Chitsime school, which has 5,000 pupils between 6 and 17 in a township in the area, was McKenna’s “test bed”. After the initial year, participants decided they wanted to do more. “We did the learning and teaching bit, but it’s not feasible to say we’ll provide you with a resources budget. It’s just not feasible,” says McKenna. It was decided to develop libraries. “So we spoke to the school, I went out, took some schoolbooks. I got my mum to make book bags out of old curtains and my brother’s trousers and we put my nephew’s books in them,” she remembers. The mothers’ group at the school wanted to make more book bags so MLOL then provided them with sewing machines and training in how to use them. Assisted by South African reading scheme, Stars of Africa, more libraries have now been established in Namwiyo Primary School, Catholic Institute Primary School and Matinde Primary School. The original in Chitsime was burnt down during elections, but McKenna says she refused to get upset. “Brush yourself down, pick yourself up, and start all over again, and that’s what we’ve done. So we now have a whole new library in Chitsime and we didn’t make a fuss about it, we just said it’s very sad, not your fault, let’s go for it and build another one. Here’s a sewing machine, and off we go.”
The Leaders of Learning come from different backgrounds, including teachers and headteachers, a quality improvement officer, active schools coordinators, a nursery head and a child development officer. The core, however, is made up of the schools, who have followed Holyrood secondary’s lead. This has been complemented by the Malawi Young Leaders of Learning. Fifteen students were selected from across the city who went out to work with young people from Blantyre secondary school in Malawi on elements of the UN Charter of Human Rights of a Child. “With our young people we have a year-long leadership journey, and the Malawian young people had the same, where they did lots of activities about contributing better to civic society. Then the two weeks in Malawi is the icing on the cake,” says McKenna. The second year saw students from Springburn Academy and Lochend in Springburn take part, with the 2015 group being selected from Eastbank and St Mungo’s high schools. “It’s good to have two schools, so then our young people are meeting, going across their own local communities so it’s not just working with people you know in your own school. I want there to be a bit of a challenge for them, so there’s always a couple of schools, and they have to learn new relationships,” says McKenna. The Commonwealth Games has inspired the 2015 contingent to have a sporting theme.
After discovering students from Strathclyde University had organised their own trips to Malawi, “crawling all over our schools”, McKenna sought to formalise the involvement with the university. “Don’t have your young people go out on an ad-hoc basis. It’s Africa. It needs to be a good experience for them, and a good experience for Malawians too. They came back with the proposal ten B.Ed students would go out, and it would become part of their degree so they’re getting accredited for it. I gave them the challenge of going to our original schools and doing some research on an educational aspect of their choice, interviewing parents and teachers, and learners too, and writing up their findings. Their research will inform our practice as we go forward.”

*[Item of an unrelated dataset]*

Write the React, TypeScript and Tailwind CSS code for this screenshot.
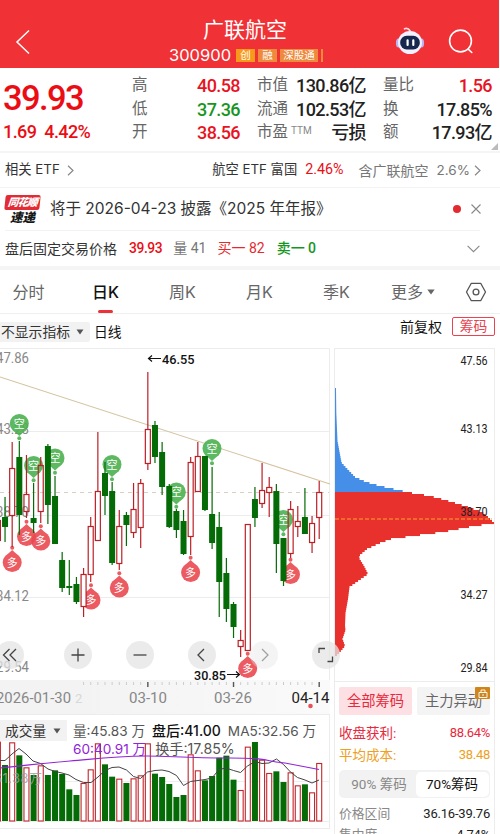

Glasgow’s own aspiring heads programme, which McKenna says they “hand-knitted” after she “threw out the Scottish qualification for headship years ago because I didn’t think it was value for money”, has been adapted and run with Malawian staff, in order to build capacity. 
The learning, McKenna insists, has been two-way. Teachers who have participated gain a “deeper understanding of global citizenship” by teaching classes of 200 with no resources. “They come back with a much better appreciation of the different kind of skills they need as a teacher,” she says, adding, “of course with the Malawian children, it’s how much they love education, running three miles to school and things. The warm heart of Africa.”
Global citizenship can be a real driver for attainment in Glasgow, argues McKenna, a city which has had considerable challenges to overcome inequality. “For the most deprived decile we are performing above the national position. Our graph is moving to be horizontal instead of a steep slope. So I’m not saying there’s not a gap, of course there’s a gap and I’m not under any illusion. All I get is folk banging on about closing the gap and destiny and all that kind of bullshit. It becomes a self-fulfilling prophecy if you keep talking about that. ‘What do you expect, it’s Glasgow?’ Well actually, what I expect is bloody well high attainment, and we’re getting it,” she says.
McKenna put two Malawi Young Leaders of Learning in front of council leaders. “A young woman from the East End, she said at the end of her presentation, ‘you see, I just feel now that I need to give something back to Glasgow, because I understand what Glasgow has given me.’ How good is that?”
The project has been funded solely by donations and support from the Wood group, and this year was awarded charitable status. McKenna says she is applying for funding. “I’ve put in my third time lucky bid. I’m not very good at forms, it would appear,” she says.